Слова М. словно плавают по комнате, не сразу доходя до меня. Пожалуй, ему едва не удалось совершить идеальное, нераскрываемое убийство способом, который невозможно обнаружить.
— Откуда ты знал, что вскрытие не покажет смерть от электрошока? — спрашиваю я.
— Я и понятия не имел об этом. Когда во всех газетах напечатали, что причина смерти не определена, мне показалось, будто полиция умышленно скрывает информацию. Я не знал, что это осталось загадкой.
Он не знал!
— Ты вел себя весьма осмотрительно. — Я абсолютно спокойна, и это меня пугает — отчего-то теперь, когда я знаю ответы на все, ну почти на все вопросы, у меня нет никакого желания мстить. Похоже, известие о случайной гибели сестры вызывает у меня разочарование, это не умещается в моем мозгу, все еще не расставшемся с версией о хладнокровном убийстве. — Полиция не нашла твоих отпечатков пальцев, не нашла также твоих волос, волокон ковра, приставших к твоим туфлям. Как тебе это удалось?

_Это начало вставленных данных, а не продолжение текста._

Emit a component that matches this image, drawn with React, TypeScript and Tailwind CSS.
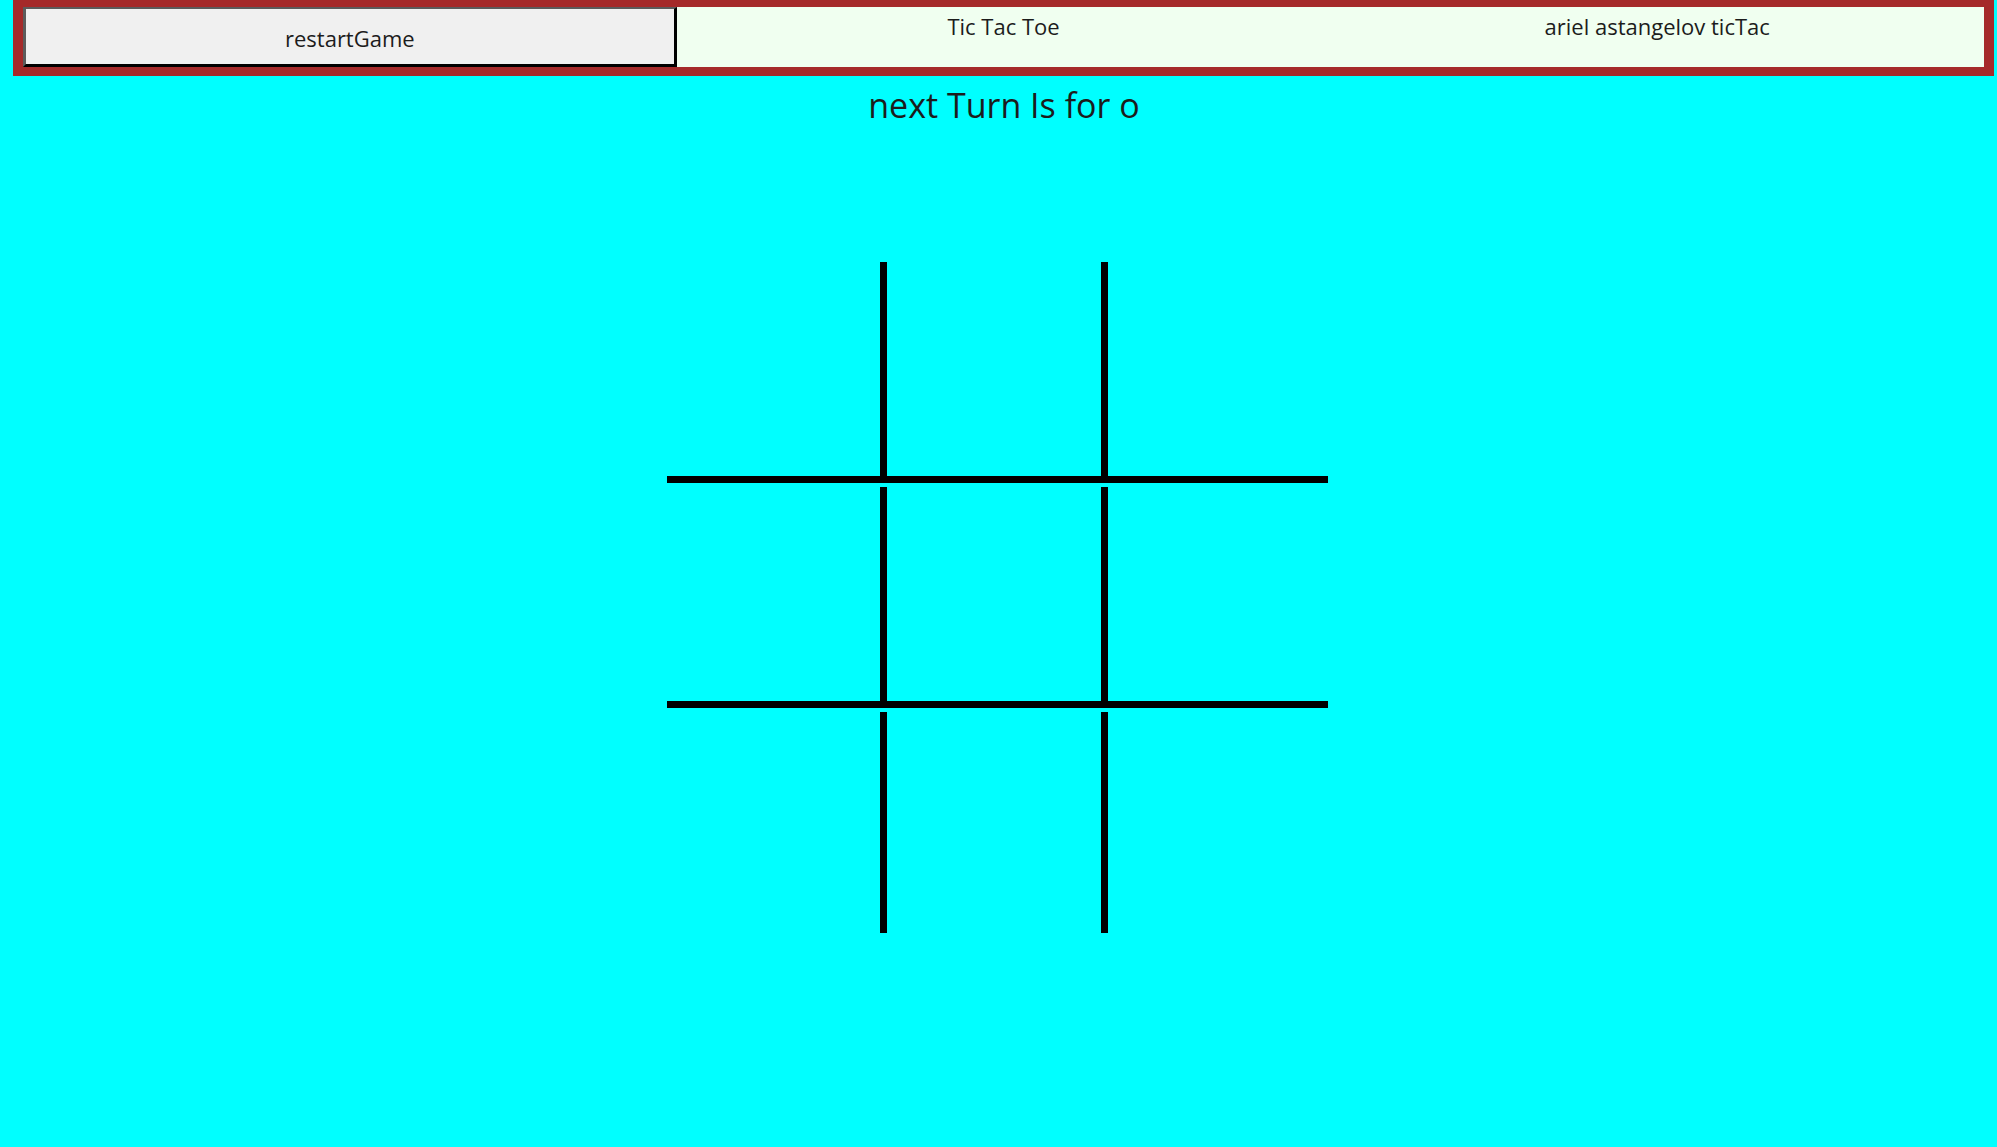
const cells = [0, 1, 2, 3, 4, 5, 6, 7, 8];

export default function App() {
    return (
        <div
            className="min-h-[1147px] w-full bg-[#00ffff] text-[#1c1c1c]"
            style={{ fontFamily: '"Open Sans", "Noto Sans", sans-serif' }}
        >
            <header className="ml-[13px] mr-[3px] grid grid-cols-3 border-x-[10px] border-t-[7px] border-b-[9px] border-[#a52a2a]">
                <button className="h-[60px] border-t-2 border-l-[3px] border-b-[3px] border-r-[3px] border-t-[#5c5c5c] border-l-[#5c5c5c] border-b-black border-r-black bg-[#f0f0f0] pt-[4px] text-[22px]">
                    restartGame
                </button>
                <div className="bg-[#f0fff0] pt-[4px] text-center text-[22px] leading-[30px]">
                    Tic Tac Toe
                </div>
                <div className="bg-[#f0fff0] pt-[4px] text-center text-[22px] leading-[30px]">
                    ariel astangelov ticTac
                </div>
            </header>

            <h1 className="mt-[7px] pl-[11px] text-center text-[34px] leading-[45px]">
                next Turn Is for o
            </h1>

            <div className="pr-[2px]">
                <div className="mx-auto mt-[134px] flex w-[661px] flex-col gap-[4px]">
                    {[0, 1, 2].map(function (row) {
                        return (
                            <div key={row} className="flex h-[221px]">
                                {cells
                                    .filter(function (c) {
                                        return Math.floor(c / 3) === row;
                                    })
                                    .map(function (c) {
                                        const col = c % 3;
                                        return (
                                            <div
                                                key={c}
                                                className={
                                                    (col === 0
                                                        ? "w-[213px]"
                                                        : col === 1
                                                          ? "w-[228px] border-x-[7px]"
                                                          : "w-[220px]") +
                                                    (row < 2 ? " border-b-[7px]" : "") +
                                                    " h-full border-black"
                                                }
                                            />
                                        );
                                    })}
                            </div>
                        );
                    })}
                </div>
            </div>
        </div>
    );
}
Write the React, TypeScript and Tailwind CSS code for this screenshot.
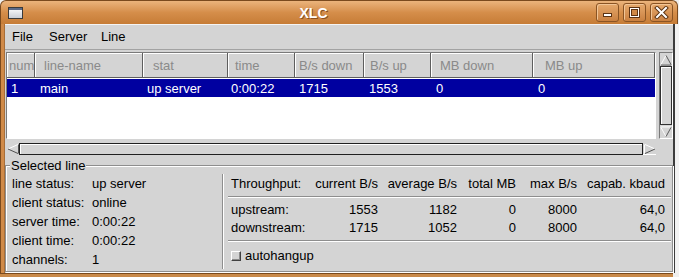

— Просто слепое везение. Когда я выходил из дома, начался весенний ливень. — М. снова нервно смеется. — Было холодно, по улицам текли бурные ручьи. Я надел резиновые ботинки и дождевик, которые всегда хранил в гараже, чтобы не тащить в дом грязь, — вот почему на них не было волокон от ковра. А отпечатков пальцев не осталось потому, что я, как только вошел к Фрэнни, первым делом сменил шерстяные перчатки на резиновые. Опять слепое везение — мысль об отпечатках пальцев даже не приходила мне в голову. Когда я наказывал Фрэнни, то всегда надевал резиновые перчатки: это был психологический жест, рассчитанный на то, чтобы ее запугать, заставить вообразить худшее. Но в тот день у меня была еще и другая причина — я знал, что, если она не отступит, мне придется ее резать, и не хотел пачкаться в крови.
Что же касается отсутствия волос, то я не снимал пальто и шляпу, так как рассчитывал зайти всего на несколько минут — просто чтобы ее испугать. Потом, чтобы убедиться, что волос нигде не оставил, я тщательно пропылесосил пол, заменил мешочек для пыли и спрятал его в вещмешок. В последний раз взглянув на Фрэнни, я увидел, что на ее запястье остался медицинский браслет Билли. Не знаю почему, мне захотелось забрать его. Придя домой, я снял всю свою одежду и сложил в вещмешок вместе с остальным — скальпелем, ботинками, перчатками, электрошоковым устройством, мешочком от пылесоса, в общем, я положил туда все, кроме изоленты и браслета, которые зарыл на заднем дворе — не знаю зачем, возможно, оставил на память. От остального я избавился. Лента, которую ты нашла в моем чулане, была из другого мотка, но я сохранил также еще кое-что — ее свитер, очки, серьги, несколько фотографий, видеоленту с Рамо, а когда начал встречаться с тобой, то перенес их на работу. После того как вещественных доказательств не осталось, уже ничто не связывало меня с Фрэнни. Я знал, что в дневнике, который она вела, есть упоминания обо мне, и хотел снять диски с ее компьютера, но затем передумал — это было бы слишком подозрительно, особенно если бы полиция нашла дополнительные копии, спрятанные где-то в ее квартире. Кроме того, маньяк не станет задерживаться, чтобы возиться с компьютером. К тому же там не было ничего опасного для меня — записи свидетельствовали только о том, что я люблю грубый секс и Фрэнни с этим соглашалась.